FOMO, revenge trading, and the lock-out rule
FOMO (Fear of Missing Out) entries — chasing a move already 80% complete. The lock-out rule: any setup more than X% extended from your entry trigger is dead — wait for next setup. Revenge trading — doubling size after a loss to 'make it back'. The lock-out rule: max N trades per day, regardless of P&L. Stage 1 Volume 5 covers both as design problems. Stage 3 Volume 3 (Psychology at Scale) covers the cognitive biases that produce these behaviors at the institutional level.
The journal as psychological infrastructure
Trading journal is not paperwork — it's the primary psychological tool. Every trade entered: setup category, entry trigger, stop level, position size, target, conviction (1-5), emotional state (calm/anxious/excited). After exit: P&L, lesson learned, system grade (A/B/C). Weekly review: aggregate the journal data — which setups produced your wins; which emotional states preceded losses; which conviction levels actually correlate with profit. This is psychology made tractable. Stage 1 Volume 5 ships a journal template; Stage 2 Volume 4 (Weekly Review) operationalises it.
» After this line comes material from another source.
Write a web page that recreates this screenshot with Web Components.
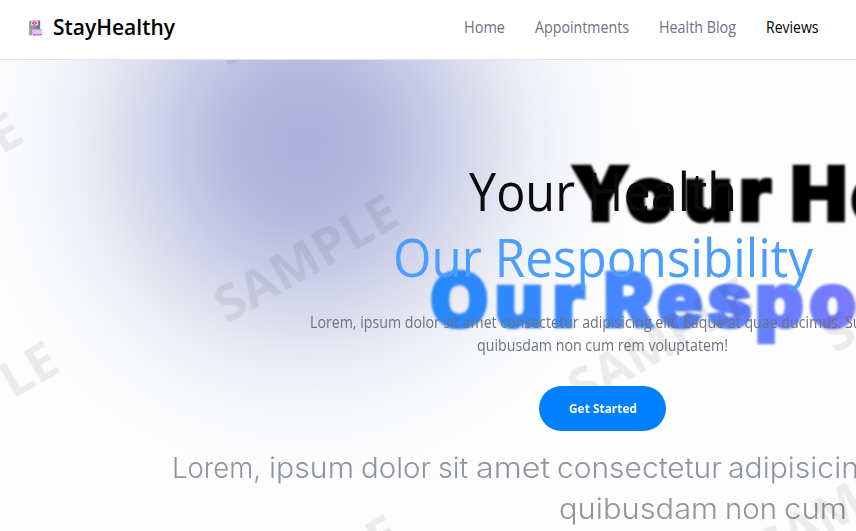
<!DOCTYPE html>
<html lang="en">
<head>
<meta charset="utf-8">
<title>StayHealthy</title>
<style>
html,body{margin:0;height:100%;overflow:hidden;background:#fff}
body{font-family:"Open Sans","Noto Sans",sans-serif}
</style>
</head>
<body>
<health-app></health-app>
<script>
function define(name, html) {
  customElements.define(name, class extends HTMLElement {
    connectedCallback() {
      if (this.shadowRoot) return;
      const root = this.attachShadow({mode: 'open'});
      const t = document.createElement('template');
      t.innerHTML = html(this);
      root.append(t.content.cloneNode(true));
    }
  });
}

// One line of text set to an exact advance width.
define('fit-line', el => {
  const w = +el.getAttribute('w'), h = +el.getAttribute('h'), b = el.getAttribute('base');
  return `<style>:host{display:block;flex:none;width:${w}px;height:${h}px}
  svg{display:block;overflow:visible}text{fill:currentColor}</style>
  <svg width="${w}" height="${h}"><text x="0" y="${b}" textLength="${w}" lengthAdjust="spacingAndGlyphs">${el.getAttribute('text')}</text></svg>`;
});

define('brand-logo', () => `<style>
  :host{display:flex;align-items:center;gap:10px;color:#000;font-size:22px;font-weight:550}
  svg{display:block}</style>
  <svg width="14" height="16" viewBox="0 0 14 16">
    <defs><linearGradient id="g"><stop offset="0" stop-color="#aaa2b3"/><stop offset="1" stop-color="#776d80"/></linearGradient></defs>
    <path d="M0 1.6L1.2.6h10v14.6H0z" fill="url(#g)"/>
    <path d="M2.2.6h6.6v4.8H2.2z" fill="#f4d9e8"/>
    <path d="M3 2h1.4V1h2v1H8v2H6.6v1H4.2V4H3z" fill="#f0509f"/>
    <path d="M5 2.4h1v1.2H5z" fill="#f9d6e8"/>
    <path d="M3.2 9.4h10v5.8h-10z" fill="#dcc5f8"/>
    <path d="M3.2 9.4h10v.7h-10z" fill="#bd9bdd"/>
    <path d="M4.2 14h3v1.2h-3zM8 14h1.6v1.2H8zM10.3 14h2.4v1.2h-2.4z" fill="#e63fd0"/>
  </svg>
  <fit-line w="122" h="30" base="22" text="StayHealthy"></fit-line>`);

define('nav-link', el => `<style>
  :host{display:block;font-size:15.5px;color:#6c727f}
  :host([active]){color:#000}</style>
  <fit-line w="${el.getAttribute('w')}" h="24" base="17" text="${el.getAttribute('label')}"></fit-line>`);

define('site-header', () => `<style>
  :host{display:flex;justify-content:space-between;box-sizing:border-box;height:60px;padding:12.5px 37.5px 0 29px;background:#fff;border-bottom:1px solid #dfe1e5}
  nav{display:flex;gap:30px;padding-top:3.5px}
  brand-logo{height:30px}</style>
  <brand-logo></brand-logo>
  <nav><nav-link w="41" label="Home"></nav-link><nav-link w="94" label="Appointments"></nav-link><nav-link w="77" label="Health Blog"></nav-link><nav-link active w="52.5" label="Reviews"></nav-link></nav>`);

define('hero-art', () => {
  const stamps = [[231,322],[-145,239.5],[-109,469.5],[232,643],[231,65],[585,405],[839,352],[774,565]]
    .map(([x,y]) => `<text transform="translate(${x-4} ${y-57.5}) rotate(-30)" textLength="203" lengthAdjust="spacingAndGlyphs">SAMPLE</text>`).join('');
  const words = [['Lorem,',172,89],['ipsum',269,85],['dolor',361,70],['sit',438,30],['amet',476,74],['consectetur',557,165],['adipisicing',728,149]]
    .map(([s,x,w]) => `<text x="${x}" y="417.6" textLength="${w}" lengthAdjust="spacingAndGlyphs">${s}</text>`).join('')
    + [['quibusdam',559,159],['non',725,52],['cum',784,63]]
    .map(([s,x,w]) => `<text x="${x}" y="459" textLength="${w}" lengthAdjust="spacingAndGlyphs">${s}</text>`).join('');
  return `<style>
  :host{display:block;overflow:hidden}
  svg{display:block}
  .big{font:900 75.5px Inter,sans-serif;filter:blur(.8px);stroke:#000;stroke-width:2.6px}
  .big g{stroke:url(#ink)}
  .light{font:300 28px Inter,sans-serif;fill:#8f959e;filter:blur(.5px)}
  .mark{font:700 50.5px "Open Sans",sans-serif;fill:#000;fill-opacity:.07;filter:blur(.5px)}
  </style>
  <svg width="856" height="471" viewBox="0 0 856 471">
    <defs>
      <radialGradient id="glow" gradientUnits="userSpaceOnUse" cx="305" cy="83" r="338">
        <stop offset="0" stop-color="#acb1da"/><stop offset=".12" stop-color="#afb4dc"/><stop offset=".25" stop-color="#b9bce0"/>
        <stop offset=".38" stop-color="#c8cbe7"/><stop offset=".5" stop-color="#d8daec"/><stop offset=".62" stop-color="#e7e8f4"/>
        <stop offset=".75" stop-color="#f3f4f9"/><stop offset=".88" stop-color="#fafbfd"/><stop offset="1" stop-color="#fdfdfd"/>
      </radialGradient>
      <linearGradient id="ink" gradientUnits="userSpaceOnUse" x1="432" y1="0" x2="856" y2="0">
        <stop offset="0" stop-color="#2489fb"/><stop offset=".45" stop-color="#4686ff"/><stop offset="1" stop-color="#7b7bfc"/>
      </linearGradient>
    </defs>
    <rect width="856" height="471" fill="url(#glow)"/>
    <g class="big">
      <text x="571 626 683.5 739" y="161.4">Your</text>
      <text x="790.5 850.5" y="161.4">He</text>
      <g fill="url(#ink)"><text x="430 494.5 552.5" y="267">Our</text>
      <text x="603.5 657 707.5 755 809" y="267">Respo</text></g>
    </g>
    <g class="light">${words}</g>
    <g class="mark">${stamps}</g>
  </svg>`;
});

define('pill-button', () => `<style>
  :host{display:flex;justify-content:center;align-items:center;width:127px;height:45px;border-radius:23px;background:#0080ff;color:#fff;font-size:13px;font-weight:700}
  </style><fit-line w="68" h="18" base="13" text="Get Started"></fit-line>`);

define('hero-copy', () => `<style>
  :host{display:flex;flex-direction:column;align-items:center;width:586px;padding:100px 0 0 309.5px}
  h1,p{margin:0;display:flex;flex-direction:column;align-items:center}
  h1{font-size:52.5px;font-weight:400;color:#0b0c0e}
  .b{color:#4b9eff}
  p{font-size:15.5px;color:#6c727f;padding:18px 0 30px}
  </style>
  <h1><fit-line w="268" h="66" base="51" text="Your Health"></fit-line><fit-line class="b" w="420" h="66" base="51" text="Our Responsibility"></fit-line></h1>
  <p><fit-line w="586" h="23" base="18" text="Lorem, ipsum dolor sit amet consectetur adipisicing elit. Eaque at quae ducimus. Suscipit"></fit-line><fit-line w="251" h="23" base="18" text="quibusdam non cum rem voluptatem!"></fit-line></p>
  <pill-button></pill-button>`);

define('hero-section', () => `<style>
  :host{display:grid;height:471px;overflow:hidden}
  ::slotted(*){grid-area:1/1}
  </style><slot></slot>`);

define('health-app', () => `<style>:host{display:block;width:856px;height:531px;overflow:hidden}</style>
  <site-header></site-header>
  <hero-section><hero-art></hero-art><hero-copy></hero-copy></hero-section>`);
</script>
</body>
</html>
Indian-context psychology factors
Indian retail traders face additional psychology pressures: (1) family financial stake — trading capital often shared with family; losses carry social shame; (2) earnings/results-day volatility — high-volatility events drive impulse decisions; (3) Telegram tip channels — peer comparison creates FOMO at scale; (4) leverage availability — F&O leverage amplifies every emotional decision; (5) tax season anxiety — March-end position management creates structural pressure. The Bharath Shiksha curriculum addresses each: Stage 1 Volume 5 (foundations), Stage 2 Volume 4 (weekly ritual), Stage 3 Volume 3 (psychology at scale), all built on Indian-market context.
FAQ
Frequently asked questions
How do I control emotions while trading?
You don't — at least, not through willpower. The institutional approach is system design: build pre-trade checklists, mandatory stop-losses, daily trade limits, and weekly review rituals that remove decision points where emotion historically breaks through. Bharath Shiksha Stage 1 Volume 5 teaches this as infrastructure, not as mindset advice.
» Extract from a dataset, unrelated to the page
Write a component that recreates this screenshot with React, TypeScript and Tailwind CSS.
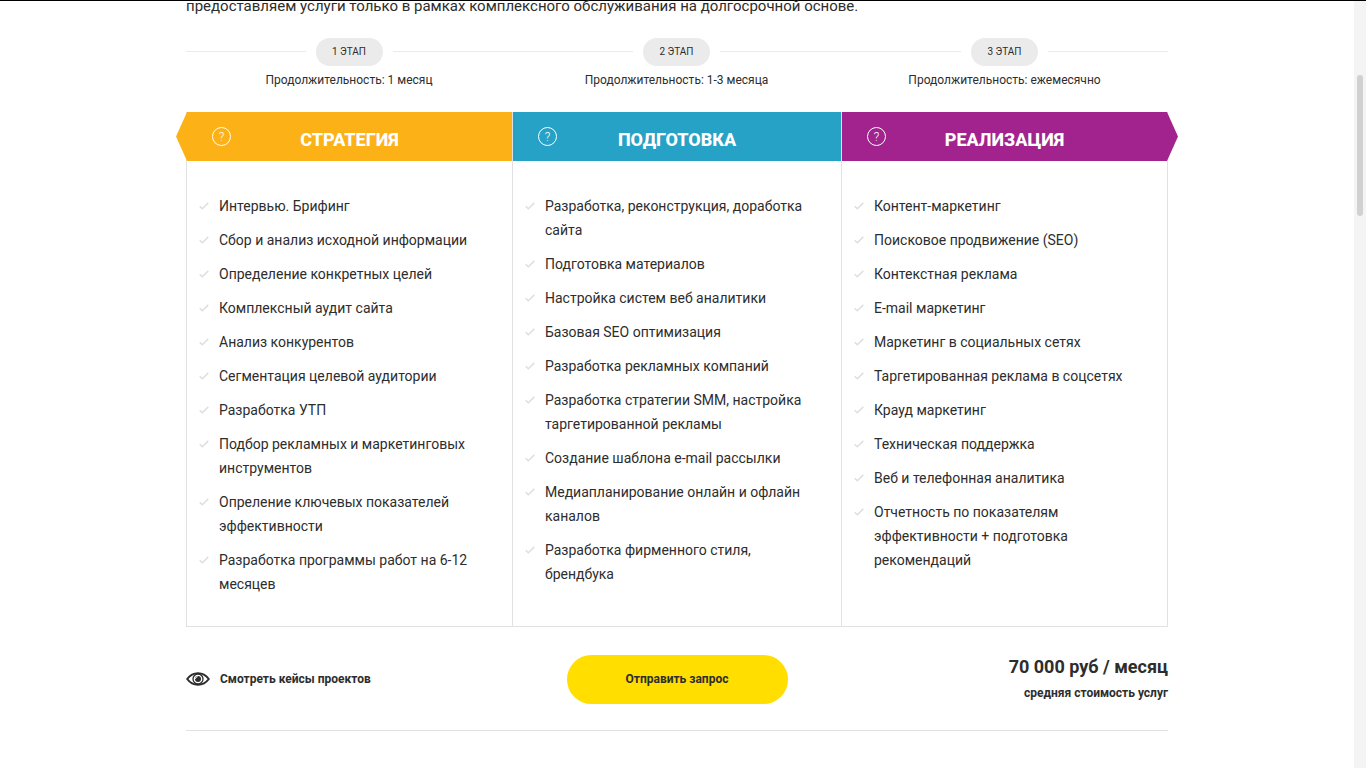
type Stage = {
  label: string;
  duration: string;
  title: string;
  color: string;
  side?: "left" | "right";
  items: string[];
};

const stages: Stage[] = [
  {
    label: "1 ЭТАП",
    duration: "Продолжительность: 1 месяц",
    title: "СТРАТЕГИЯ",
    color: "bg-[#fcb216]",
    side: "left",
    items: [
      "Интервью. Брифинг",
      "Сбор и анализ исходной информации",
      "Определение конкретных целей",
      "Комплексный аудит сайта",
      "Анализ конкурентов",
      "Сегментация целевой аудитории",
      "Разработка УТП",
      "Подбор рекламных и маркетинговых инструментов",
      "Опреление ключевых показателей эффективности",
      "Разработка программы работ на 6-12 месяцев",
    ],
  },
  {
    label: "2 ЭТАП",
    duration: "Продолжительность: 1-3 месяца",
    title: "ПОДГОТОВКА",
    color: "bg-[#27a2c7]",
    items: [
      "Разработка, реконструкция, доработка сайта",
      "Подготовка материалов",
      "Настройка систем веб аналитики",
      "Базовая SEO оптимизация",
      "Разработка рекламных компаний",
      "Разработка стратегии SMM, настройка таргетированной рекламы",
      "Создание шаблона e-mail рассылки",
      "Медиапланирование онлайн и офлайн каналов",
      "Разработка фирменного стиля, брендбука",
    ],
  },
  {
    label: "3 ЭТАП",
    duration: "Продолжительность: ежемесячно",
    title: "РЕАЛИЗАЦИЯ",
    color: "bg-[#a2238e]",
    side: "right",
    items: [
      "Контент-маркетинг",
      "Поисковое продвижение (SEO)",
      "Контекстная реклама",
      "E-mail маркетинг",
      "Маркетинг в социальных сетях",
      "Таргетированная реклама в соцсетях",
      "Крауд маркетинг",
      "Техническая поддержка",
      "Веб и телефонная аналитика",
      "Отчетность по показателям эффективности + подготовка рекомендаций",
    ],
  },
];

function Check() {
  return (
    <svg className="mt-2 h-2 w-[10px] shrink-0" viewBox="0 0 10 8" fill="none" aria-hidden="true">
      <path d="M0.7 4.2 L3.3 6.7 L9.3 0.9" stroke="#dedede" strokeWidth="1.5" />
    </svg>
  );
}

function Eye() {
  return (
    <svg className="h-[14px] w-6 shrink-0" viewBox="0 0 24 14" fill="none" aria-hidden="true">
      <path d="M1.2 7C4 3.2 7.600 1.200 12 1.200S20 3.200 22.800 7C20 10.800 16.400 12.800 12 12.800S4 10.800 1.200 7Z" stroke="#2d2d2d" strokeWidth="2" />
      <circle cx="12" cy="7" r="5" stroke="#2d2d2d" strokeWidth="1.300" />
      <circle cx="12" cy="7" r="3" fill="#2d2d2d" />
      <path d="M9.400 6.800A2.600 2.600 0 0 1 11.600 4.600" stroke="#fff" strokeWidth="1" />
    </svg>
  );
}

function StageMark({ stage }: { stage: Stage }) {
  return (
    <div className="text-center">
      <div className="flex items-center gap-[10px]">
        <span className="h-[2px] flex-1 border-t border-[#ebebeb]" />
        <span className="h-7 w-[67px] rounded-full bg-[#ebebeb] text-[10px] leading-7">{stage.label}</span>
        <span className="h-[2px] flex-1 border-t border-[#ebebeb]" />
      </div>
      <p className="mt-1 text-xs leading-5">{stage.duration}</p>
    </div>
  );
}

function StageColumn({ stage }: { stage: Stage }) {
  return (
    <section className="border-b border-l border-[#e1e1e1] last:border-r">
      <header className={`relative flex h-[49px] items-center justify-center ${stage.color}`}>
        {stage.side === "left" && (
          <span className={`absolute top-0 right-full h-full w-[11px] ${stage.color} [clip-path:polygon(100%_0,0_50%,100%_100%)]`} />
        )}
        {stage.side === "right" && (
          <span className={`absolute top-0 left-full h-full w-[11px] ${stage.color} [clip-path:polygon(0_0,100%_50%,0_100%)]`} />
        )}
        <button
          type="button"
          aria-label={`Подробнее: ${stage.title}`}
          className="absolute top-[15px] left-[25px] size-[19px] rounded-full border border-white text-center text-xs leading-[18px] font-light text-white"
        >
          ?
        </button>
        <h2 className="pt-[6px] text-lg font-extrabold text-white">{stage.title}</h2>
      </header>
      <ul className="flex flex-col gap-[10px] pt-[33px] pr-[30px] pb-[30px] pl-3 text-sm leading-6">
        {stage.items.map((item) => (
          <li key={item} className="flex gap-[10px]">
            <Check />
            <span>{item}</span>
          </li>
        ))}
      </ul>
    </section>
  );
}

export default function App() {
  return (
    <div className="flex min-h-screen border-t border-black bg-white font-['Roboto',sans-serif] text-[#2d2d2d]">
      <main className="min-w-0 flex-1">
        <div className="mx-auto max-w-[982px]">
          <div className="flex h-[37px] items-start">
            <p className="-mt-2 text-[15px] leading-[26px]">
              предоставляем услуги только в рамках комплексного обслуживания на долгосрочной основе.
            </p>
          </div>
          <div className="grid grid-cols-[326fr_329fr_327fr]">
            {stages.map((stage) => (
              <StageMark key={stage.label} stage={stage} />
            ))}
          </div>
          <div className="mt-[22px] grid grid-cols-[326fr_329fr_327fr]">
            {stages.map((stage) => (
              <StageColumn key={stage.title} stage={stage} />
            ))}
          </div>
          <div className="grid grid-cols-[1fr_auto_1fr] items-center border-b border-[#e1e1e1] pt-[26px] pb-[25px]">
            <a href="#cases" className="flex items-center gap-[10px] text-xs font-bold">
              <Eye />
              Смотреть кейсы проектов
            </a>
            <button type="button" className="h-[49px] w-[221px] rounded-full bg-[#ffde00] text-xs font-bold">
              Отправить запрос
            </button>
            <div className="text-right font-bold">
              <p className="text-lg leading-7">70 000 руб / месяц</p>
              <p className="text-xs leading-6">средняя стоимость услуг</p>
            </div>
          </div>
        </div>
      </main>
      <div className="w-3 shrink-0 bg-[#f4f4f4] pt-[74px]" aria-hidden="true">
        <div className="ml-[3px] h-[141px] w-[6px] rounded-full bg-[#d1d1d1]" />
      </div>
    </div>
  );
}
What's the lock-out rule for revenge trading?
After N trades in a single session (typical N=3), the system locks you out for the rest of the day — no more entries regardless of how compelling the setup looks. Revenge trading is the dominant cause of single-day blow-ups in Indian retail F&O. The lock-out rule structurally prevents it. Stage 1 Volume 5 ships this as part of the foundation framework.
How do I deal with FOMO?
FOMO is downstream of inadequate setup definition. If your setups are clearly defined (entry trigger, max distance from entry, stop level) and you have 5+ valid setup types in your playbook, you cannot be 'missing out' — every chart either fits a setup or doesn't. Stage 2 Setup Library volume documents 10 specific setups; once you have a documented playbook, FOMO collapses. The discipline is in the playbook, not in your mindset.
Is trading psychology different in India?
The cognitive biases are universal, but the contextual pressures differ. Indian retail traders face higher family-financial-stake, higher peer-comparison via Telegram channels, higher derivatives leverage availability, and tax-year-end position pressure. Bharath Shiksha curriculum addresses these specifically. Generic global psychology content (e.g. Mark Douglas, Jared Tendler) is foundationally sound but needs Indian-context adaptation — which is exactly what Stage 1 Volume 5 and Stage 3 Volume 3 do.
Where in the curriculum is psychology covered?
Stage 1 Volume 5 (Risk, Psychology, Process) — foundation: 1% rule, journal, weekly review, lock-out rule. Stage 2 Volume 4 (Weekly Review Ritual) — operational: how to grade your own trades, find your edge in your data. Stage 3 Volume 3 (Psychology at Scale) — institutional: cognitive biases, decision fatigue, system trust, the difference between technical edge and psychological edge.